Beeindrucktes Publikum
Das gesamte Ensemble aus Laiendarstellern, Schauspielstars, Musikern und Sängern wurde vom Premierenpublikum einhellig bejubelt und allen voran natürlich Christoph Schlingensief. Das Publikum schien sich gar nicht mehr aus den Sesseln erheben zu wollen, wartetet ab, als wollte es noch mehr wissen, noch mehr erfahren oder einfach nachdenken über das, was es da gerade zweieinhalb Stunden lang gesehen und erfahren hatte.
Es begann mit „Parsifal“ und endet mit „Tristan“ von Richard Wagner. Auf der sich immer wieder drehenden Bühne, die einmal Gralsburg, Festpielhaus, ein Ayurvedaheim oder Krankenzimmer ist, entwickelt Schlingensief ein Feuerwerk an Szenen, die ständig zwischen Komik und Tragik irrlichtern, er setzt Filme ein – eigene und fremde -, überzieht die Bühne mit Videprojektionen von Insekten und Seehunden und er tritt zwischen seinen Figuren sogar einmal selbst auf, wenn es um Dokumente von Krebserkrankungen geht.

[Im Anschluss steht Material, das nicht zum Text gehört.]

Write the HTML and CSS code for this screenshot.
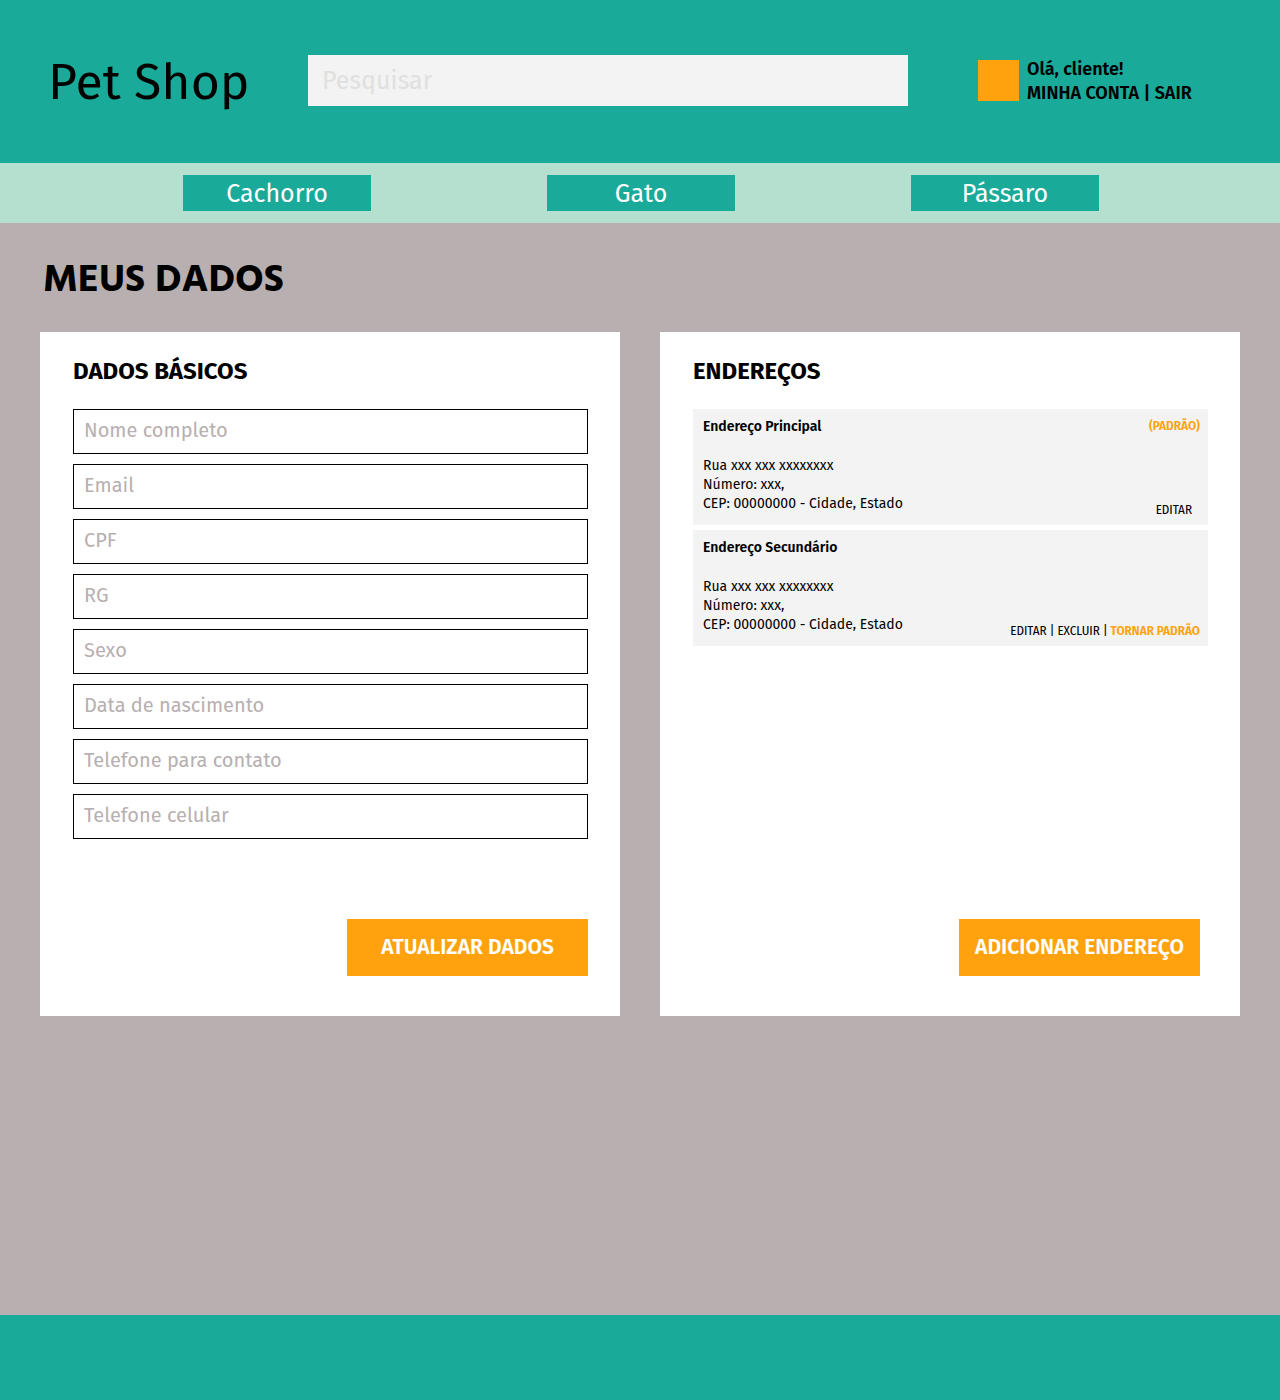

Christoph Schlingensief ist froh, wieder arbeiten zu können und wie immer in seinen Arbeiten macht er das Höchstpersönliche zum Hochpolitischen, spielt mit Bedeutungs- und Assoziationsketten, um die Menschen zu berühren und um etwas mitzuteilen, etwa, wenn er lebensverlängernde Maßnahmen der Intensivmedizin thematisiert.
Auf der Bühne und im Leben
Schlingensiefs alter ego ist Burgschauspieler Joachim Meyerhoff, assistiert von den beiden Faßbinder-Schauspielerinnen Margit Carstensen und Irm Hermann, von Fritzi Haberland, Hermann Scheidleder und vielen anderen. Von Europa macht man sich auf, ein Festpielhaus in Afrika zu gründen, was Schlingensief übrigens auch in Wirklichkeit vorhat.
Anders als in seinem letzten gefeierten Projekt in Deutschland, das heuer das Berliner Theatertreffen eröffnen wird und Publikum und Kritik tief erschüttert hat, zeigt „Mea culpa“ schon wieder große Angriffslust und viel Komik.
So mancher war gestern bei der Uraufführung am Burgtheater noch skeptisch, als nach dem ersten Akt eine längere Pause folgte, doch danach fand “ Mea Culpa“ seine chaotische Folgerichtigkeit, anders kann man Schlingensiefs Oper mit der frisch komponierten Musik von Arno Waschk nicht charakterisieren.
Isoldes Liebestod, gesungen von der Elfriede Rezabek aus dem wunderbaren Laienensemble, traf vielleicht einige tief, die in der Oper am liebsten die Ohren zuhalten möchten – und auch das ist eine nicht geringe Leistung von Christoph Schlingensief.